We don’t know why they chose to slow march those 12 hours of road at night. Perhaps it was the influence of Spain, where they’d developed a taste for night-time religious ritual. The effect, in any case, would have been dramatic. The procession was 2,500 people strong — many of them the king’s guards, mounted and on foot, around the king’s three metre-high funeral carriage surmounted with a large silver cross. At the front were 400 poor people, who were paid and dressed for the occasion in black cloaks with black hoods. All carried candles.
As they walked through the streets, with drummers keeping the slow, funereal beat, some in the crowds shouted insults as Louis’s funeral coach rolled by. Many people in France were glad to see the back of France’s longest-serving monarch.

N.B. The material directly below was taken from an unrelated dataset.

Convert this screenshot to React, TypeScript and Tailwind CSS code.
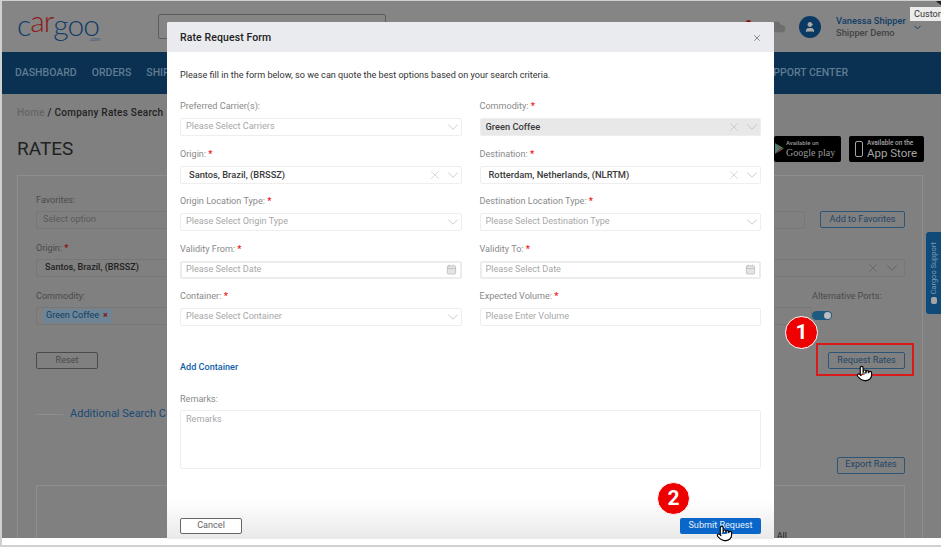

The procession arrived at dawn at St Denis for the funeral where musicians played Philidor’s Funeral March. The five metre-long ermine-lined cloak of blue velvet and gold fleurs-de-lys, his crown and the sword that had belonged to Charlemagne were placed upon the coffin. Inside were placed models of his shield, his spurs, his sceptre, which symbolised authority, and his ‘hand of justice’, which symbolised the overseeing of order.
The body was buried at St Denis where it was dug up at the beginning of the Terror in 1793 and scattered along with the remains of other kings. The copper plaque identifying the coffin was pillaged and turned into a saucepan. Straightened out again, it is on display in the exhibition.
Louis’s heart was put in the Jesuits’ church in the rue St Antoine, where looters also came during the Revolution and took the gold that encased it. Though this heart was destroyed, the exhibition contains three other royal hearts set in gold in the same way. Only the Sun King’s embalmed innards remained undesecrated by the Jacobins. A recent discovery allowed the identification of the exact location of the barrels containing the entrails of Louis XIV and his father at the foot of the steps to the sanctuary of Notre Dame Cathedral.